--- START OF DATA SUPPLIED ---

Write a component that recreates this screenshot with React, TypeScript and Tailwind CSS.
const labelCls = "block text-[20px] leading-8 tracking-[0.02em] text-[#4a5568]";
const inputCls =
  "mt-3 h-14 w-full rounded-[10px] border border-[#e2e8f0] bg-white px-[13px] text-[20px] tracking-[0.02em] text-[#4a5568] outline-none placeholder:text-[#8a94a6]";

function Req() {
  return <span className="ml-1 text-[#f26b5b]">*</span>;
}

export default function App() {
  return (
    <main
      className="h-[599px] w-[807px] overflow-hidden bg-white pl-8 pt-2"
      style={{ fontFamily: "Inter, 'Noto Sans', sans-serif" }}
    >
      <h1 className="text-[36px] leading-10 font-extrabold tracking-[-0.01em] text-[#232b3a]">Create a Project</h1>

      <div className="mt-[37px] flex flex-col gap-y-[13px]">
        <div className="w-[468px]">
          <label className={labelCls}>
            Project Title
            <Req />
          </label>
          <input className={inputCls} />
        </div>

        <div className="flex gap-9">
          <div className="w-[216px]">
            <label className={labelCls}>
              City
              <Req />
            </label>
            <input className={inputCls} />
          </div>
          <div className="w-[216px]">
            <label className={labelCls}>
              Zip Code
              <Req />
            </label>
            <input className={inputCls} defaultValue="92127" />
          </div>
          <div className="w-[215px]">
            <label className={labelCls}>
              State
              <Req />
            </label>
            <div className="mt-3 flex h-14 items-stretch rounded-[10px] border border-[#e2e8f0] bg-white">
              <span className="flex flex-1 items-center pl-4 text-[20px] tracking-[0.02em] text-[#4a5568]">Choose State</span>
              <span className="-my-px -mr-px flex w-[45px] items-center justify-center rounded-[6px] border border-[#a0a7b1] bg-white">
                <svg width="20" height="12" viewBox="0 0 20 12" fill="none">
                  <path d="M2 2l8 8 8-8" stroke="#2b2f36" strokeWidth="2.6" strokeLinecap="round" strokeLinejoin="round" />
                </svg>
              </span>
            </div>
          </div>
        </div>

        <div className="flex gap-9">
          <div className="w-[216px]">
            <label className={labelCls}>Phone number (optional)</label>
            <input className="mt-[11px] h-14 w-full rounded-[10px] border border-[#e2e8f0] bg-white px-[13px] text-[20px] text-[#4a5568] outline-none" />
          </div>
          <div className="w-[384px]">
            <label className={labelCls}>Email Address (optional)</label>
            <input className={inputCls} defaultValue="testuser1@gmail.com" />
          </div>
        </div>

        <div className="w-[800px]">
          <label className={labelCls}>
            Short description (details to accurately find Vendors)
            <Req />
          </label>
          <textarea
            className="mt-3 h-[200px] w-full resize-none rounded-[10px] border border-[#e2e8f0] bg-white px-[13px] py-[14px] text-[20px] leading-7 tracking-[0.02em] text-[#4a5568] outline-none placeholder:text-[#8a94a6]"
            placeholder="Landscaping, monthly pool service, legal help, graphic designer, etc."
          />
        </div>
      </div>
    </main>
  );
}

--- END OF DATA SUPPLIED ---
--- START OF DATA SUPPLIED ---

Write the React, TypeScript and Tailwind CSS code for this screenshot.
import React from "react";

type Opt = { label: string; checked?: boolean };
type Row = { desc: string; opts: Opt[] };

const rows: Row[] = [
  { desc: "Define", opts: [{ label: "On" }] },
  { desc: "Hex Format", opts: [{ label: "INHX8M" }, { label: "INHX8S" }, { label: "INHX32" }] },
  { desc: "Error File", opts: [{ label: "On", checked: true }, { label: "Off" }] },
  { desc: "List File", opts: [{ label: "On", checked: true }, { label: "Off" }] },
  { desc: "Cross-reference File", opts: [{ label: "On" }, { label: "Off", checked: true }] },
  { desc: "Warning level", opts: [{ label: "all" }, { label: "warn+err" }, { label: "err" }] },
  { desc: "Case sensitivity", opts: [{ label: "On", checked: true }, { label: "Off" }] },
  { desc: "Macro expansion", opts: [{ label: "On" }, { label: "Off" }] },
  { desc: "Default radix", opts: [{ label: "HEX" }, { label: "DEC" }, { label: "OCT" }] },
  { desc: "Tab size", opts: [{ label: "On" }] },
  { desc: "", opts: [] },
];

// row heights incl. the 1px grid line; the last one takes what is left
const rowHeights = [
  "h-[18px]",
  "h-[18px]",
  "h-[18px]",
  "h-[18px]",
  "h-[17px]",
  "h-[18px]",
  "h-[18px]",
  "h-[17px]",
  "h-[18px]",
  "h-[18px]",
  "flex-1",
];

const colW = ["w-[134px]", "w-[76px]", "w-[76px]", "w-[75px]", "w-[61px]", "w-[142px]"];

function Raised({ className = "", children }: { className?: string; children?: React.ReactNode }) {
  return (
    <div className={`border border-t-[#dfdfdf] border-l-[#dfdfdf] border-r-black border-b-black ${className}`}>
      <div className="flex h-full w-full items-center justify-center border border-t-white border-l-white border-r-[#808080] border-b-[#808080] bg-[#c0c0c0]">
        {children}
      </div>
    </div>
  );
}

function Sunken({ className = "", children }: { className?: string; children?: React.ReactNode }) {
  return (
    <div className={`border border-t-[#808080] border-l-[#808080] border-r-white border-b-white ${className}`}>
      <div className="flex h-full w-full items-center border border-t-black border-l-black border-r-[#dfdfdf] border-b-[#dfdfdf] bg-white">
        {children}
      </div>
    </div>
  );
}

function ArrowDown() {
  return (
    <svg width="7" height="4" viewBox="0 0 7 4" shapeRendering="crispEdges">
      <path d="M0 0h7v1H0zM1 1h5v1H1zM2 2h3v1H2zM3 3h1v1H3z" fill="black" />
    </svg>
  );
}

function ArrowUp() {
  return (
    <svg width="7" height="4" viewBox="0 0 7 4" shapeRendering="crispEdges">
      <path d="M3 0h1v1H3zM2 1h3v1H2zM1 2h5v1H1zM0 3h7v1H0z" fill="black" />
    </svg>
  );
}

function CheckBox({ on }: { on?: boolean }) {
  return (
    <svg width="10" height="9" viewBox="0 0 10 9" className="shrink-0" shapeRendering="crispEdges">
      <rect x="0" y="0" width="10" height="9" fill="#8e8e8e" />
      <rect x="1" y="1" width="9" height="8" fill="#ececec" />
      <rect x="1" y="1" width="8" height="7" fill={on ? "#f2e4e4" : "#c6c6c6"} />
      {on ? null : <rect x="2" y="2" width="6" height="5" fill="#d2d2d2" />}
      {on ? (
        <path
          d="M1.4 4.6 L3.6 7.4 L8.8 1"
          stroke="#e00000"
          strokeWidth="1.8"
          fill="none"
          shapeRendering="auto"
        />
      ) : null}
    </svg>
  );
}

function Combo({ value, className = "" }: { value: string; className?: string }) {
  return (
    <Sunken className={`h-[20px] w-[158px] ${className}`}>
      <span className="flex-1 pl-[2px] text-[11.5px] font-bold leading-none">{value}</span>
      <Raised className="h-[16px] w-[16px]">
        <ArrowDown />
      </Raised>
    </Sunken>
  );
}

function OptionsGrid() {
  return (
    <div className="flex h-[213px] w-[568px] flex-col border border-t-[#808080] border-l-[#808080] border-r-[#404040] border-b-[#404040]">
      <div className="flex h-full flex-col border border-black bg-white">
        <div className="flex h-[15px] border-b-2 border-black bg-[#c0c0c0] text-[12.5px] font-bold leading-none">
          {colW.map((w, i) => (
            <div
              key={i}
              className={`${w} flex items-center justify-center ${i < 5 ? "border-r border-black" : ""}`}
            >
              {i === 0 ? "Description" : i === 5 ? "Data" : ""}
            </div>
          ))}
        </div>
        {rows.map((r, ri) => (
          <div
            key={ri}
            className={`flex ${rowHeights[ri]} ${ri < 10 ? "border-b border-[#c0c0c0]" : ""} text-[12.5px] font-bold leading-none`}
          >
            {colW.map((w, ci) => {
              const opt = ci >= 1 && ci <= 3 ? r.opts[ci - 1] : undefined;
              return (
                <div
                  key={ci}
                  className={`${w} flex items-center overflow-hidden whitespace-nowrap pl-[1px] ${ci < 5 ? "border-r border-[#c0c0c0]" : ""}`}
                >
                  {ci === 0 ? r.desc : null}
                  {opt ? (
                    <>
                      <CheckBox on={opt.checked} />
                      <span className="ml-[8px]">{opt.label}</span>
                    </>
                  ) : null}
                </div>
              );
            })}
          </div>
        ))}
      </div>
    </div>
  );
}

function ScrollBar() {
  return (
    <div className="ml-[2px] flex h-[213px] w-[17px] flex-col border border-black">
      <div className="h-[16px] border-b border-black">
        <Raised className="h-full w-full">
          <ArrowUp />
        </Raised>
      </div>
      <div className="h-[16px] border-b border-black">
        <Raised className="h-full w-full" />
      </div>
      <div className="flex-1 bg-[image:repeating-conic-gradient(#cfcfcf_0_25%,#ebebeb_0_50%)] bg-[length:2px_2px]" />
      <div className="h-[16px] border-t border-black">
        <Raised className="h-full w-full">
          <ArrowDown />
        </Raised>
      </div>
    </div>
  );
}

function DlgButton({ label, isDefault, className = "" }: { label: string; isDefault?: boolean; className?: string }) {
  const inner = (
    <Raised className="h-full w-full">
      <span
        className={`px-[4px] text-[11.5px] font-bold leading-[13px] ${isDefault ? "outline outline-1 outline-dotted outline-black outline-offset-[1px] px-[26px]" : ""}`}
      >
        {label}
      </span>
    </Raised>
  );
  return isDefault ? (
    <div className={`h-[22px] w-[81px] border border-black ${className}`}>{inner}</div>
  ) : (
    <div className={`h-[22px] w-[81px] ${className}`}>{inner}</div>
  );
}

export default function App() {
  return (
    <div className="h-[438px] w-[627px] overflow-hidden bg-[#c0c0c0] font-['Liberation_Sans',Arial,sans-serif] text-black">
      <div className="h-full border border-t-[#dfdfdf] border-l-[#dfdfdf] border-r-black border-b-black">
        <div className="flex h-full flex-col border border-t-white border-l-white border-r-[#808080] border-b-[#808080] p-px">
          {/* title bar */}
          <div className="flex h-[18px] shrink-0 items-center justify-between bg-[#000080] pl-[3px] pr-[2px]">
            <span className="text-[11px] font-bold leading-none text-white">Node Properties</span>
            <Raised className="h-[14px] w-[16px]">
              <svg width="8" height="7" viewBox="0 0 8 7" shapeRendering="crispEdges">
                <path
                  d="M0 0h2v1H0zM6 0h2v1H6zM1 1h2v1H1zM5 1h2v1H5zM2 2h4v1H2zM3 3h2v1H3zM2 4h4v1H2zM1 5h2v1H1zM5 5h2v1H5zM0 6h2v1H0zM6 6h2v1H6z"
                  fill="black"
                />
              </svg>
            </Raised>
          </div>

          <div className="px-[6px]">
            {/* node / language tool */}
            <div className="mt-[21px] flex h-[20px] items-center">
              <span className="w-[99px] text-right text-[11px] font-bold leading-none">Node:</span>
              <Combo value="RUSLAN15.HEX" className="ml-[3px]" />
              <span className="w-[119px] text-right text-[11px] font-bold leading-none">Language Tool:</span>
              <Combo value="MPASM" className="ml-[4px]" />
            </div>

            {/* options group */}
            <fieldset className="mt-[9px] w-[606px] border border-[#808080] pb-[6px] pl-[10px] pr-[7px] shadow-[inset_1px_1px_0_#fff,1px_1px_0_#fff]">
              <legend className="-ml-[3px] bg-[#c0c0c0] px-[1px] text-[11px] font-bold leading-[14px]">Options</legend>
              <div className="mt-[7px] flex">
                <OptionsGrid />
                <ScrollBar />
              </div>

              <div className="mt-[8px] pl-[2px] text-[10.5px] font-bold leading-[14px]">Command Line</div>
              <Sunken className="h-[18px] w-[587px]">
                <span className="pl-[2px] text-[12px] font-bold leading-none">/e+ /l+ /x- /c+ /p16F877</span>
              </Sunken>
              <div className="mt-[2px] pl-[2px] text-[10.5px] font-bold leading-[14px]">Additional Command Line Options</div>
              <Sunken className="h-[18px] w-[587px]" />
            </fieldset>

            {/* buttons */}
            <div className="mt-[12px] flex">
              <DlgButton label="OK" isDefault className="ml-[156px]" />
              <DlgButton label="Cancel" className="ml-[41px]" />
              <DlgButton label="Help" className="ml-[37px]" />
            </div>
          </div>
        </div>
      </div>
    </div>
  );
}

--- END OF DATA SUPPLIED ---

◆ TO DO
In the listing above, find the line with "Write the React, TypeScript" and the line with "string; opts: Opt[]". Output those two lines and every line between them, exactly as written.

◆ ANSWER IN FULL
Write the React, TypeScript and Tailwind CSS code for this screenshot.
import React from "react";

type Opt = { label: string; checked?: boolean };
type Row = { desc: string; opts: Opt[] };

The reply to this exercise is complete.